Supplied material =
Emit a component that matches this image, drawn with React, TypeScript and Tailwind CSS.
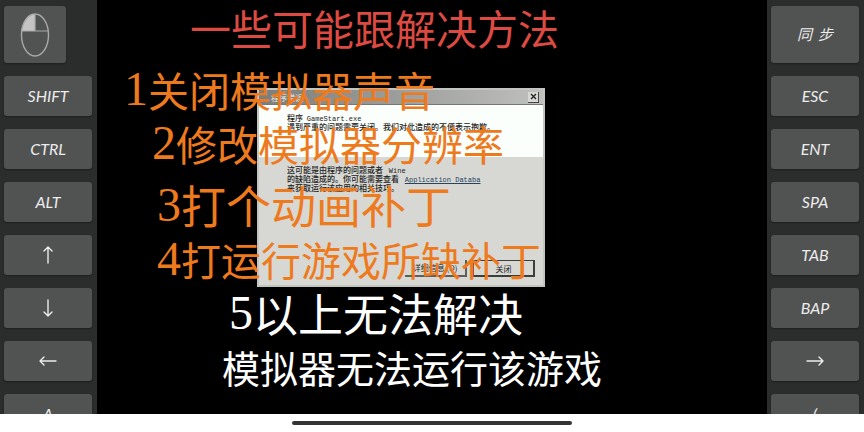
---
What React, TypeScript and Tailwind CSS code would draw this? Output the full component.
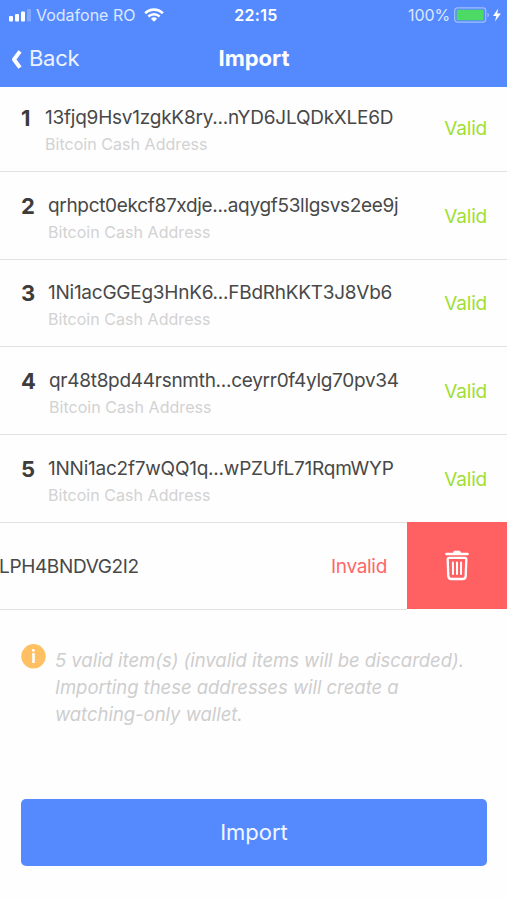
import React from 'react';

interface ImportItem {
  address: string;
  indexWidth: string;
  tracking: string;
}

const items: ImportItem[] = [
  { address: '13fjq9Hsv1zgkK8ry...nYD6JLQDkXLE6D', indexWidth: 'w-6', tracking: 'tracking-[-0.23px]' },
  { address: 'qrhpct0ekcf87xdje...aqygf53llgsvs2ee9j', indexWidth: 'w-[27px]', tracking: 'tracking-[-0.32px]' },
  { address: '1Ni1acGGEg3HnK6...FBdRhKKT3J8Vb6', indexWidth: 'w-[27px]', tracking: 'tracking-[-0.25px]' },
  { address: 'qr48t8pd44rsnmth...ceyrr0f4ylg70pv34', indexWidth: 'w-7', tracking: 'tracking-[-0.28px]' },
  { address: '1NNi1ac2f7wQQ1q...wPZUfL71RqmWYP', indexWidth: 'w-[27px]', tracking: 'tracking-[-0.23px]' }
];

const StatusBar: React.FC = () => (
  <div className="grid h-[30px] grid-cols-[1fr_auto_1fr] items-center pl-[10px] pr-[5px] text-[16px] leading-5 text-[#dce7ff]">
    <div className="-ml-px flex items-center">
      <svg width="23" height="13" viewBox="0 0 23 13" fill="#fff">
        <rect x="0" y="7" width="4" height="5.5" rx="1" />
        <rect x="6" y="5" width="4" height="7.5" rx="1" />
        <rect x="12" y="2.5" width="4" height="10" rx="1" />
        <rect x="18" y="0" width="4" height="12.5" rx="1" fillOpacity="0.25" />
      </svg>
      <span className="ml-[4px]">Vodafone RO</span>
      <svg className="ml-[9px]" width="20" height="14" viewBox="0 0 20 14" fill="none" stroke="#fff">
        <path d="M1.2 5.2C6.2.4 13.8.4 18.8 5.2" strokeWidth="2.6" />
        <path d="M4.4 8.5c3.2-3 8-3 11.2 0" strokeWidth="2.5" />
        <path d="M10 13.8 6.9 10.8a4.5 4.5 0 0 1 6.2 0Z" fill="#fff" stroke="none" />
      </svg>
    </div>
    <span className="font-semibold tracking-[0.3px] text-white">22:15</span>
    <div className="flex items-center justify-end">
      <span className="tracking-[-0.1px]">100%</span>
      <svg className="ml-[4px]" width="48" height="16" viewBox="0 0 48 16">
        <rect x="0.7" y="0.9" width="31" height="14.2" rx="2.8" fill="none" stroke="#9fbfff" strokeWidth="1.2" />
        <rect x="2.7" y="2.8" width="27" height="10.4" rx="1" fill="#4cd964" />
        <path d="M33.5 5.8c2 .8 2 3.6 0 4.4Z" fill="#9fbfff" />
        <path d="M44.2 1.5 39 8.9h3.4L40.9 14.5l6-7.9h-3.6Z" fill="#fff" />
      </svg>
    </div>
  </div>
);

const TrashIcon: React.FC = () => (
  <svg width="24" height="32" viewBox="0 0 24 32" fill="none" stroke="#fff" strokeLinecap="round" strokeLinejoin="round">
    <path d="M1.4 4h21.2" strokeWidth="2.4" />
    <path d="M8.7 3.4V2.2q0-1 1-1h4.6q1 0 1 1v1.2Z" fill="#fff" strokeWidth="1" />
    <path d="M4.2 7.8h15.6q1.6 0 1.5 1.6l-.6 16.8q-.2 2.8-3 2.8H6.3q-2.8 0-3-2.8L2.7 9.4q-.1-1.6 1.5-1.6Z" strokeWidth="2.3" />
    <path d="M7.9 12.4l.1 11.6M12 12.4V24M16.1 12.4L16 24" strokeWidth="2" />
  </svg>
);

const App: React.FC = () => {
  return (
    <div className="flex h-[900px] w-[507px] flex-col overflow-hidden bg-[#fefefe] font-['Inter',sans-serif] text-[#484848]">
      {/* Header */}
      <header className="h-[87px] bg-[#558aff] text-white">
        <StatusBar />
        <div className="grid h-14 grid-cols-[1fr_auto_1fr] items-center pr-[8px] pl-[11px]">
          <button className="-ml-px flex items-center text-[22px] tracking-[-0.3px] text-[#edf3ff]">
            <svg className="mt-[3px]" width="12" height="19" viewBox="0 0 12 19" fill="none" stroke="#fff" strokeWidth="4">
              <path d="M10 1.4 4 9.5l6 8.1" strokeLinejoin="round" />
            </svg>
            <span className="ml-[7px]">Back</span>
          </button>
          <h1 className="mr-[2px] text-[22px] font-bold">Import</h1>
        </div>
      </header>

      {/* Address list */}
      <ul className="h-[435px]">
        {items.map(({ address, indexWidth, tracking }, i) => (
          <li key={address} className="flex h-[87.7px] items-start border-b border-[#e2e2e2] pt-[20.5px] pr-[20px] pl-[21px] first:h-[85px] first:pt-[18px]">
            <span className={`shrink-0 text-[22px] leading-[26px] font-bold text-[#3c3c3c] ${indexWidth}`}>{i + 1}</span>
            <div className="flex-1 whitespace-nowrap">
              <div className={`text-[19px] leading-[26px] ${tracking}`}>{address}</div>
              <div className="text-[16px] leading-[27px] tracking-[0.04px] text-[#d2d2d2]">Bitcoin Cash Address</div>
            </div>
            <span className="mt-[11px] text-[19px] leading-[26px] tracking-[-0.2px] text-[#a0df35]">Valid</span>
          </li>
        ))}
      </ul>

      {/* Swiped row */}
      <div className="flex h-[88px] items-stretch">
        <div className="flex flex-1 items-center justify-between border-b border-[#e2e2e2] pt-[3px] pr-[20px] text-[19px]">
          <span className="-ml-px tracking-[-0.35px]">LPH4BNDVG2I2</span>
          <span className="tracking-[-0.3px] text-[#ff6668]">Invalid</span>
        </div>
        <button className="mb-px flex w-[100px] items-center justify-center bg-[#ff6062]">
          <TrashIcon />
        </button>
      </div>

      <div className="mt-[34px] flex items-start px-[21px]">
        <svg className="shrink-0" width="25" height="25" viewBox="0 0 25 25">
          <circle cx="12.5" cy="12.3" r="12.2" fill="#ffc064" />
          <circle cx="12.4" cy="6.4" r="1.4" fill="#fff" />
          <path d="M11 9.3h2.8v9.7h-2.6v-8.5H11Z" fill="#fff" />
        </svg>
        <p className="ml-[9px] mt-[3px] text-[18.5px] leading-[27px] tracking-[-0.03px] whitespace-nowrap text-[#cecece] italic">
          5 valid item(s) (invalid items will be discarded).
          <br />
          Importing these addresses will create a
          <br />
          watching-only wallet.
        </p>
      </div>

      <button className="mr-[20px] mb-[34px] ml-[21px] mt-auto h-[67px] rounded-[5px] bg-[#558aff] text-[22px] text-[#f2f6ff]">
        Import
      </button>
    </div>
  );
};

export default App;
* * *
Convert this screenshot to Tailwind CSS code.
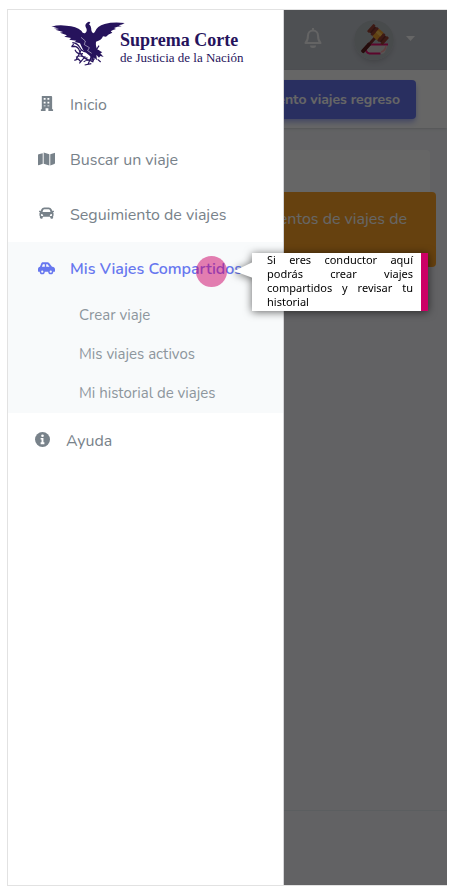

Instructions for the task =
Where a line in the material above holds "this", copy that line.

Exercise answer =
Emit a component that matches this image, drawn with React, TypeScript and Tailwind CSS.
What React, TypeScript and Tailwind CSS code would draw this? Output the full component.
Convert this screenshot to Tailwind CSS code.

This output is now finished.